Oh and why not what I have been writing....
UN-NAMED WORK IN PROGRESS - Glenn
I blanched, “What?! You can’t give me a bath, you’re both old enough to be my mother!” Straight away I wished I could take back my outburst. Azaya’s eyes narrowed and Julie hissed at me to shut up.
So who am I going to tag...? No freakin idea as I am sure all the Fly Girls have been taken and I don't seem to have any other fans ;-) Tell you what, give it a crack and let me know in the comments so I can link to your blog
Thursday, 8 February 2007
Man, I don't know. I've reached the end, but I don't know if I have done it cleanly. Have I wrapped it up properly? Or have I finished it in the spirit of a "first draft"? Have I just wrapped it up for the sake of a finish and will revisit the finish in the second draft? I don't know.
I was working on it for a while last night and the events progressed to the finish, using the same ending I wrote a month or two ago, but ultimately I was just pushing words around on the page.
I could have fiddled and tweaked and massaged it all to hell, but in the end I thought screw it, this book is ending.
So is it finished?
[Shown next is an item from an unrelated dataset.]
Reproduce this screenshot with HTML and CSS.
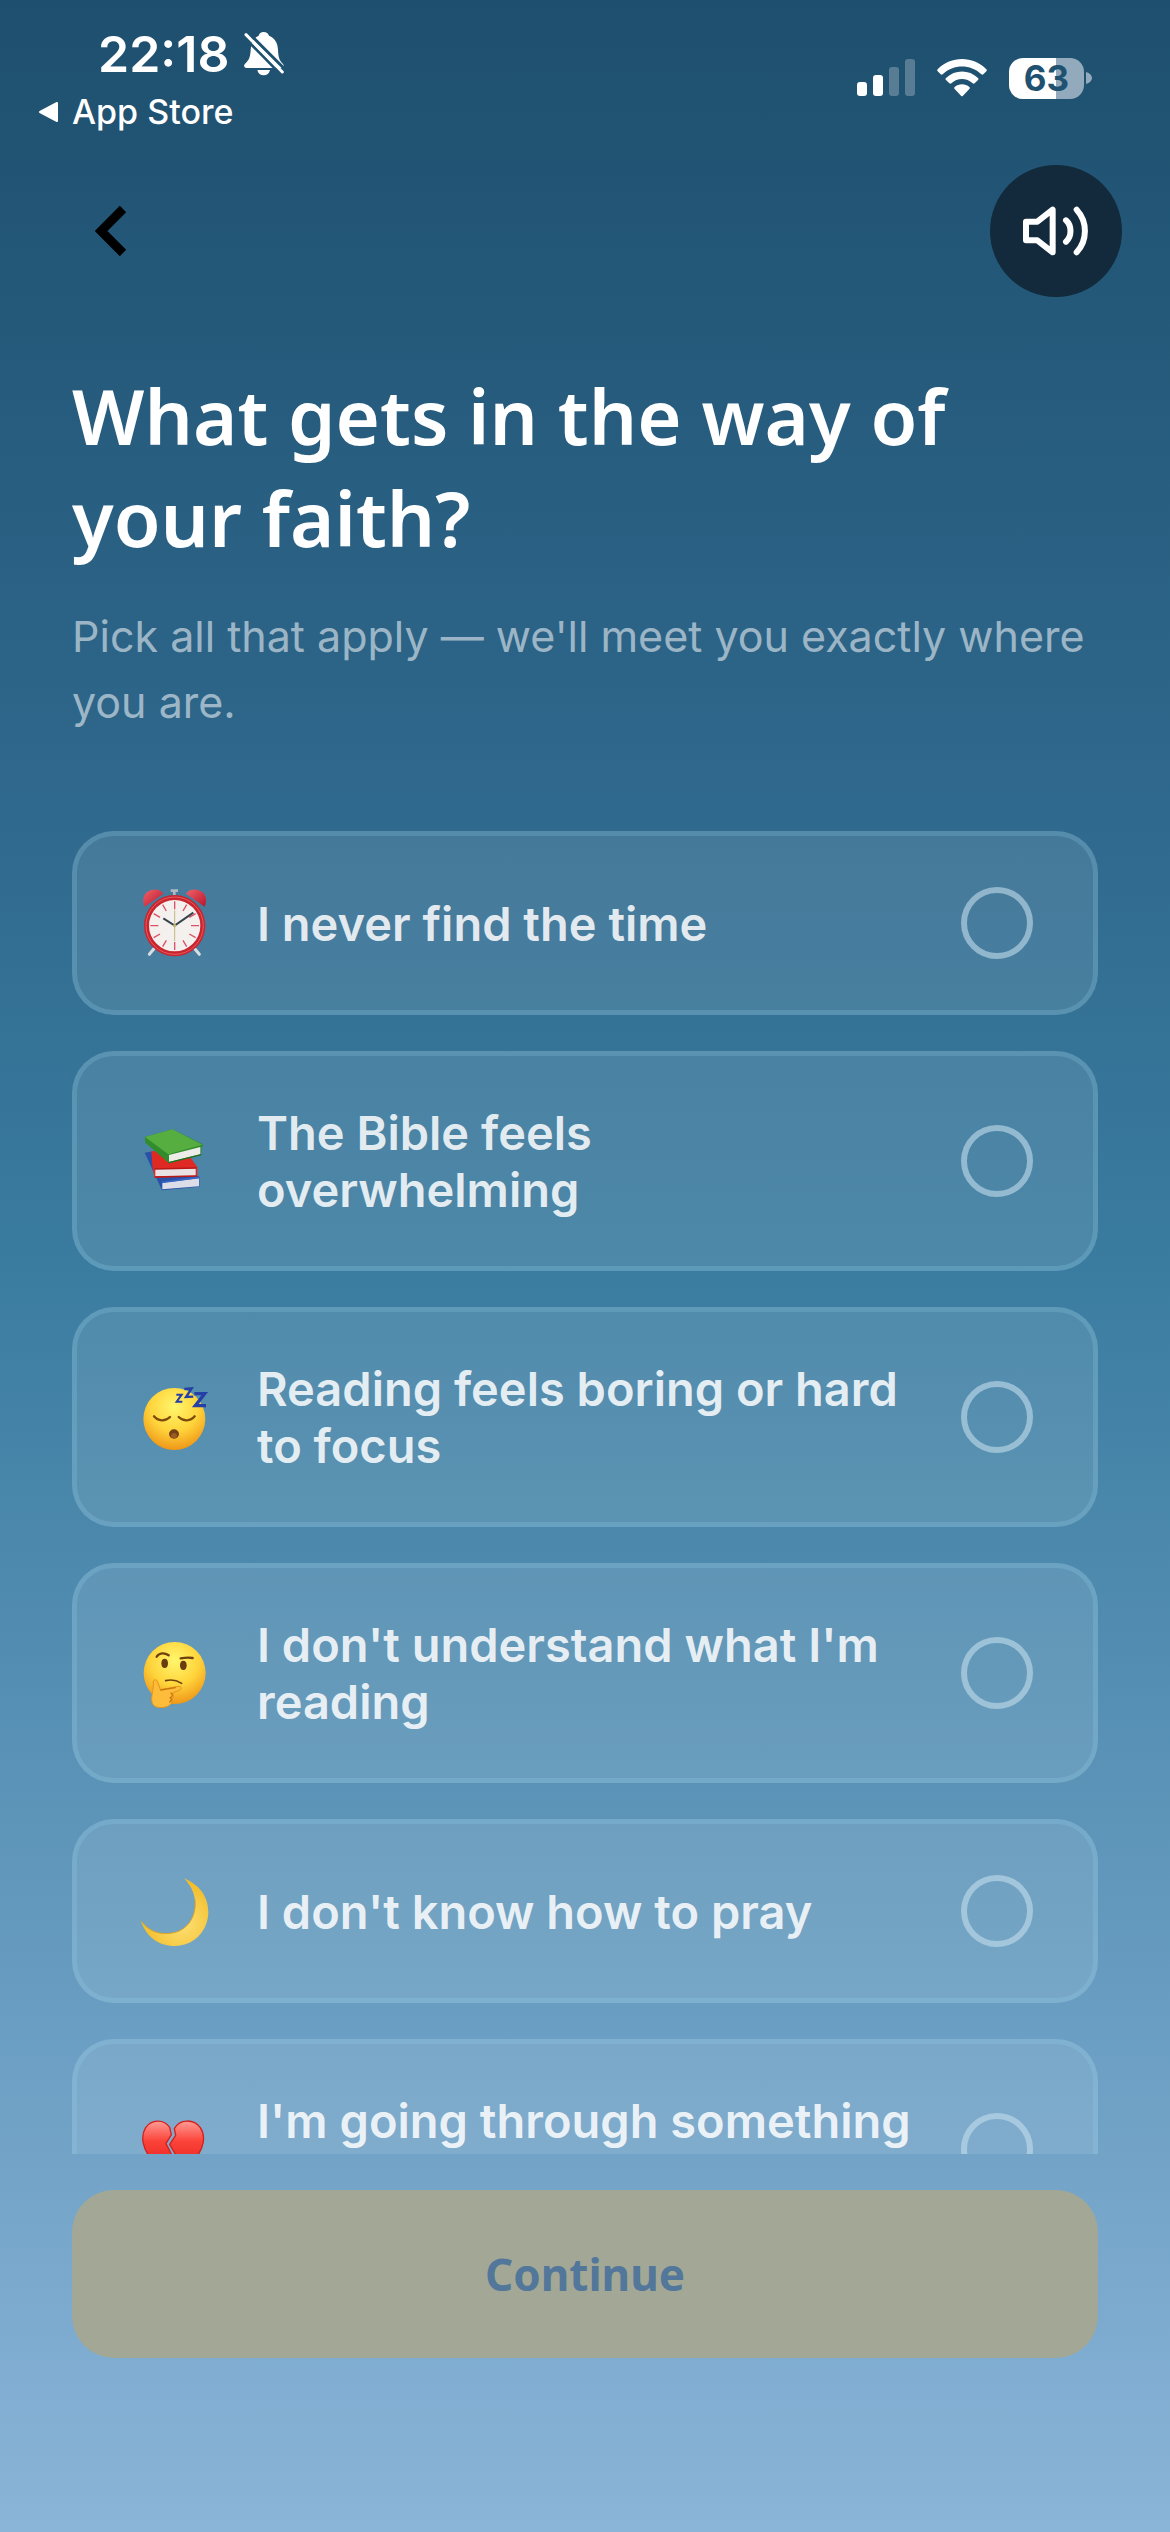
FILE: index.html
```html
<!DOCTYPE html>
<html lang="en">
<head>
    <meta charset="UTF-8">
    <meta name="viewport" content="width=device-width, initial-scale=1.0">
    <title>What gets in the way of your faith?</title>
    <link rel="stylesheet" href="styles.css">
</head>
<body>
    <div class="status-bar">
        <div class="status-left">
            <div class="clock">
                <span>22:18</span>
                <svg width="42" height="46" viewBox="0 0 126 138">
                    <path d="M62 3c8 0 14 5 16 11 18 7 26 22 27 42 1 24 5 33 15 43 4 5 2 12-5 12H11c-8 0-10-8-5-13 12-11 16-20 17-42 1-22 9-36 24-42 1-6 7-11 15-11z" fill="#fff"/>
                    <path d="M43 117h38c-2 10-9 16-19 16s-17-6-19-16z" fill="#fff"/>
                    <path d="M14 3L128 117" stroke="#1f5271" stroke-width="9"/>
                    <path d="M0 15L112 129" stroke="#1f5271" stroke-width="8"/>
                    <path d="M9 11L118 123" stroke="#fff" stroke-width="9" stroke-linecap="round"/>
                </svg>
            </div>
            <a class="back-to-app" href="#">
                <svg width="22" height="22" viewBox="0 0 22 22"><path d="M19 2v18L2 11z" fill="#fff" stroke="#fff" stroke-width="2" stroke-linejoin="round"/></svg>
                App Store
            </a>
        </div>
        <div class="status-right">
            <svg width="58" height="38" viewBox="0 0 58 38" fill="#fff">
                <rect x="0" y="23" width="10" height="14" rx="3"/>
                <rect x="16" y="16" width="10" height="21" rx="3"/>
                <rect x="32" y="8" width="10" height="29" rx="3" opacity=".25"/>
                <rect x="48" y="0" width="10" height="37" rx="3" opacity=".25"/>
            </svg>
            <svg width="50" height="38" viewBox="0 0 150 114" fill="#fff">
                <path d="M2 31C42-10 108-10 148 31c2 2 2 4 0 6l-9 9c-2 2-4 2-6 0-33-31-83-31-116 0-2 2-4 2-6 0l-9-9c-2-2-2-4 0-6z"/>
                <path d="M27 57c27-26 69-26 96 0 2 2 2 4 0 6l-10 10c-2 2-4 2-6 0-18-17-46-17-64 0-2 2-4 2-6 0L27 63c-2-2-2-4 0-6z"/>
                <path d="M53 84c12-11 32-11 44 0 2 2 2 4 0 6l-19 20c-2 2-4 2-6 0L53 90c-2-2-2-4 0-6z"/>
            </svg>
            <div class="battery">
                <span class="battery-level">63</span>
                <svg width="6" height="14" viewBox="0 0 6 14"><path d="M0 1c8 2 8 10 0 12z" fill="#92aabb"/></svg>
            </div>
        </div>
    </div>

    <div class="nav">
        <button class="back-button" type="button" aria-label="Back">
            <svg width="32" height="52" viewBox="0 0 32 52"><path d="M28 4L6 26l22 22" fill="none" stroke="#000" stroke-width="9"/></svg>
        </button>
        <button class="sound-button" type="button" aria-label="Sound">
            <svg width="68" height="50" viewBox="0 0 204 150" fill="none" stroke="#fff" stroke-width="18" stroke-linecap="round" stroke-linejoin="round">
                <path d="M12 47h34L92 11v128l-46-36H12z"/>
                <path d="M132 43c18 16 18 48 0 64"/>
                <path d="M164 11c33 36 33 92 0 128"/>
            </svg>
        </button>
    </div>

    <main class="content">
        <h1>What gets in the way of your faith?</h1>
        <p class="subtitle">Pick all that apply — we'll meet you exactly where you are.</p>

        <form class="options" id="obstacles">
            <label class="option">
                <svg class="emoji" viewBox="51 41 234 234">
                    <defs>
                        <linearGradient id="bell" x1="0" y1="0" x2="1" y2="1">
                            <stop offset="0" stop-color="#f0616a"/>
                            <stop offset="1" stop-color="#b9142a"/>
                        </linearGradient>
                    </defs>
                    <path d="M103 234l-15 18M223 234l15 18" stroke="#d7dde2" stroke-width="9" stroke-linecap="round"/>
                    <path d="M152 61h22M163 61v14" stroke="#aebbc4" stroke-width="8"/>
                    <path d="M74 109c-10-22-2-43 18-49 15-5 30-1 38 10z" fill="url(#bell)"/>
                    <path d="M254 109c10-22 2-43-18-49-15-5-30-1-38 10z" fill="url(#bell)"/>
                    <circle cx="164" cy="166" r="92" fill="#c9252f"/>
                    <circle cx="164" cy="166" r="86" fill="none" stroke="#e75a5d" stroke-width="3"/>
                    <circle cx="164" cy="166" r="77" fill="#f3f0ee"/>
                    <g stroke="#dc5068" stroke-width="4">
                        <path d="M164 93v24M164 215v24M91 166h24M213 166h24"/>
                        <path d="M128 103l11 19M200 103l-11 19M128 229l11-19M200 229l-11-19M101 130l19 11M101 202l19-11M227 202l-19-11M227 130l-19 11"/>
                    </g>
                    <path d="M164 120v92" stroke="#c3b77e" stroke-width="3"/>
                    <path d="M130 144l34 22 56-39" fill="none" stroke="#39434b" stroke-width="6"/>
                    <circle cx="164" cy="166" r="5" fill="#c3b77e"/>
                </svg>
                <span class="option-text">I never find the time</span>
                <input type="checkbox" name="obstacle" value="time">
            </label>
            <label class="option">
                <svg class="emoji" viewBox="51 51 234 234">
                    <path d="M74 143l26-4 138 76v30l-112 11z" fill="#2851a8"/>
                    <path d="M127 233l110-13v24l-110 9z" fill="#dcdde6"/>
                    <path d="M125 232l113-15" stroke="#3766c5" stroke-width="5"/>
                    <path d="M94 138l107 6 31 42v28l-128 4-7-35z" fill="#df2a23"/>
                    <path d="M106 192l121-2v22l-121 2z" fill="#e9e2e4"/>
                    <path d="M104 216l126-3M104 192l126-3" stroke="#b71919" stroke-width="4"/>
                    <path d="M75 96l82-23 90 44c3 3 3 7-2 10l-2 22-96 26L76 113z" fill="#318d2b"/>
                    <path d="M75 96l82-23 90 46-102 29z" fill="#57ae40"/>
                    <path d="M147 150l94-24v22l-94 23z" fill="#eeece9"/>
                    <path d="M146 173l98-24" stroke="#216e20" stroke-width="4"/>
                </svg>
                <span class="option-text">The Bible feels overwhelming</span>
                <input type="checkbox" name="obstacle" value="overwhelming">
            </label>
            <label class="option">
                <svg class="emoji" viewBox="51 51 234 234">
                    <defs>
                        <radialGradient id="face" cx=".5" cy=".3" r=".72">
                            <stop offset="0" stop-color="#fff66d"/>
                            <stop offset=".55" stop-color="#ffd43b"/>
                            <stop offset="1" stop-color="#ee9316"/>
                        </radialGradient>
                    </defs>
                    <circle cx="163" cy="174" r="93" fill="url(#face)"/>
                    <path d="M102 166c12 15 34 16 48 2M176 168c14 14 36 13 48-2" fill="none" stroke="#7e4a0c" stroke-width="7" stroke-linecap="round"/>
                    <ellipse cx="162" cy="219" rx="15" ry="14" fill="#744116"/>
                    <ellipse cx="162" cy="224" rx="9" ry="8" fill="#9b5b22"/>
                    <g fill="none" stroke="#263fa7">
                        <path d="M169 101h16l-15 21h17" stroke-width="6"/>
                        <path d="M193 84l22-2-17 26 22-1" stroke-width="7"/>
                        <path d="M223 98h31l-28 36h32" stroke-width="10"/>
                    </g>
                </svg>
                <span class="option-text">Reading feels boring or hard to focus</span>
                <input type="checkbox" name="obstacle" value="boring">
            </label>
            <label class="option">
                <svg class="emoji" viewBox="51 54 234 234">
                    <circle cx="164" cy="171" r="93" fill="url(#face)"/>
                    <ellipse cx="134" cy="142" rx="10" ry="14" fill="#6b3c0e"/>
                    <ellipse cx="190" cy="148" rx="10" ry="14" fill="#6b3c0e"/>
                    <path d="M110 122c8-12 23-13 36-4M182 127c12-2 23-3 36-1" fill="none" stroke="#70400f" stroke-width="7" stroke-linecap="round"/>
                    <path d="M137 194c15-4 32-2 48 8" fill="none" stroke="#70400f" stroke-width="5" stroke-linecap="round"/>
                    <path d="M100 195c5-7 12-3 14 6l7 20 55-10c9-1 10 9 2 12l-21 8c5 7 3 13 0 18 1 13-9 23-26 25-23 3-36-4-36-25 0-15 6-27 5-54z" fill="#fdbd3b" stroke="#e5941b" stroke-width="3"/>
                    <path d="M122 222l44-7M153 231c7 5 4 11-2 14 5 4 4 10-2 13" fill="none" stroke="#c9760f" stroke-width="4" stroke-linecap="round"/>
                </svg>
                <span class="option-text">I don't understand what I'm reading</span>
                <input type="checkbox" name="obstacle" value="understand">
            </label>
            <label class="option">
                <svg class="emoji" viewBox="51 48 234 234">
                    <defs>
                        <radialGradient id="moon" cx=".6" cy=".65" r=".6">
                            <stop offset="0" stop-color="#ffe278"/>
                            <stop offset="1" stop-color="#f1bd29"/>
                        </radialGradient>
                    </defs>
                    <path d="M192 67c47 19 74 57 73 104-2 57-46 99-101 99-48 0-85-27-101-75 27 35 58 41 94 36 48-8 73-52 68-99-3-26-16-47-33-65z" fill="url(#moon)"/>
                    <path d="M63 195c27 35 58 41 94 36 48-8 73-52 68-99" fill="none" stroke="#d9a326" stroke-width="3"/>
                </svg>
                <span class="option-text">I don't know how to pray</span>
                <input type="checkbox" name="obstacle" value="pray">
            </label>
            <label class="option">
                <svg class="emoji" viewBox="0 0 234 234">
                    <defs>
                        <linearGradient id="heart" x1="0" y1="0" x2="0" y2="1">
                            <stop offset="0" stop-color="#ff9b94"/>
                            <stop offset=".35" stop-color="#fb4339"/>
                            <stop offset="1" stop-color="#dd1717"/>
                        </linearGradient>
                    </defs>
                    <g fill="url(#heart)" stroke="#d3201d" stroke-width="4" stroke-linejoin="round">
                        <path d="M98 52C80 26 43 28 26 53c-17 27-8 64 16 92 17 21 40 37 60 59l-9-40 12-28-18-35 16-27z"/>
                        <path d="M112 56c16-30 58-30 78-3 18 27 9 64-15 92-19 21-41 37-65 63l-7-42 14-30-19-33 18-27z"/>
                    </g>
                </svg>
                <span class="option-text">I'm going through something<br>&nbsp;</span>
                <input type="checkbox" name="obstacle" value="something">
            </label>
        </form>

        <button class="continue-button" type="submit" form="obstacles" disabled>Continue</button>
    </main>
</body>
</html>
```

FILE: styles.css
```css
* {
    box-sizing: border-box;
}
body {
    margin: 0;
    height: 100vh;
    display: flex;
    flex-direction: column;
    font-family: Inter, "Liberation Sans", sans-serif;
    color: #fff;
    background: linear-gradient(#1e4f6e 0%, #2e678b 30%, #3a7ca0 50%, #6a9ec2 80%, #8ab4d8 100%);
}
button {
    padding: 0;
    border: none;
    background: none;
    font: inherit;
    cursor: pointer;
}
svg {
    display: block;
    flex-shrink: 0;
}

/* status bar */
.status-bar {
    display: flex;
    justify-content: space-between;
    height: 165px;
    padding: 24px 78px 0 38px;
}
.clock {
    display: flex;
    align-items: center;
    gap: 14px;
    padding-left: 60px;
    font-size: 50px;
    font-weight: 600;
    line-height: 60px;
}
.back-to-app {
    display: flex;
    align-items: center;
    gap: 12px;
    font-size: 34px;
    font-weight: 500;
    line-height: 56px;
    color: #fff;
    text-decoration: none;
}
.status-right {
    display: flex;
    align-items: center;
    gap: 22px;
    height: 108px;
}
.battery {
    display: flex;
    align-items: center;
    gap: 2px;
}
.battery-level {
    width: 75px;
    border-radius: 14px;
    background: linear-gradient(90deg, #fff 63%, #92aabb 63%);
    color: #1f5271;
    font-size: 35px;
    font-weight: 700;
    line-height: 41px;
    text-align: center;
}

/* top buttons */
.nav {
    display: flex;
    justify-content: space-between;
    padding: 0 48px 0 72px;
}
.back-button {
    display: flex;
    align-items: center;
    justify-content: center;
    width: 78px;
}
.sound-button {
    display: flex;
    align-items: center;
    justify-content: center;
    width: 132px;
    height: 132px;
    border-radius: 50%;
    background-color: #122a3b;
}

.content {
    flex: 1;
    min-height: 0;
    display: flex;
    flex-direction: column;
    padding: 68px 72px 174px;
}
h1 {
    margin: 0 0 34px;
    font-family: "Noto Sans", sans-serif;
    font-size: 76px;
    font-weight: 600;
    line-height: 102px;
}
.subtitle {
    margin: 0 0 96px;
    font-size: 43px;
    line-height: 66px;
    color: rgba(255, 255, 255, 0.55);
}

/* answer cards */
.options {
    flex: 1;
    min-height: 0;
    display: flex;
    flex-direction: column;
    gap: 36px;
    margin-bottom: 36px;
    overflow-y: auto;
    scrollbar-width: none;
}
.option {
    flex-shrink: 0;
    display: flex;
    align-items: center;
    padding: 48px 60px;
    border: 5px solid rgba(150, 210, 235, 0.22);
    border-radius: 42px;
    background-color: rgba(255, 255, 255, 0.1);
    cursor: pointer;
}
.emoji {
    width: 78px;
    height: 78px;
    margin-right: 42px;
}
.option-text {
    flex: 1;
    margin-right: 40px;
    font-size: 47px;
    font-weight: 600;
    line-height: 57px;
    color: rgba(255, 255, 255, 0.85);
}
.option input {
    appearance: none;
    flex-shrink: 0;
    width: 72px;
    height: 72px;
    margin: 0;
    border: 6px solid rgba(195, 222, 236, 0.6);
    border-radius: 50%;
}
.option input:checked {
    background-color: #fff;
}

.continue-button {
    height: 168px;
    flex-shrink: 0;
    border-radius: 42px;
    background-color: #a2a895;
    color: #52779a;
    font-family: "Noto Sans", sans-serif;
    font-size: 44px;
    font-weight: 700;
}
```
It feels finished. So I guess it must be.
Now it goes into a drawer for a few weeks before I do the first major revision.
I wonder what I'll do in the meantime?
Are you disappointed with my post? Thought I would be more thrilled? Yeah, me too.
Sunday, 4 February 2007
Man, it feels like it has taken a long time to get to this point, but fact is it has been not much more than three months since I started. So what will I do when I finish the first draft? Shelve it. Shelve it for a minimum two weeks, maybe four - if I can resist that long. I'm just going to print it out and stick it in a drawer and attempt to forget about it.
Already I know there is some major work to be done in the second draft. I've had some mythology that has been evolving while I've been writing, and attitudes at the start of the book seem to have matured somewhat by the middle which will necessitate changes to the early part.
Not long now, the light at the end of the tunnel is getting pretty bright.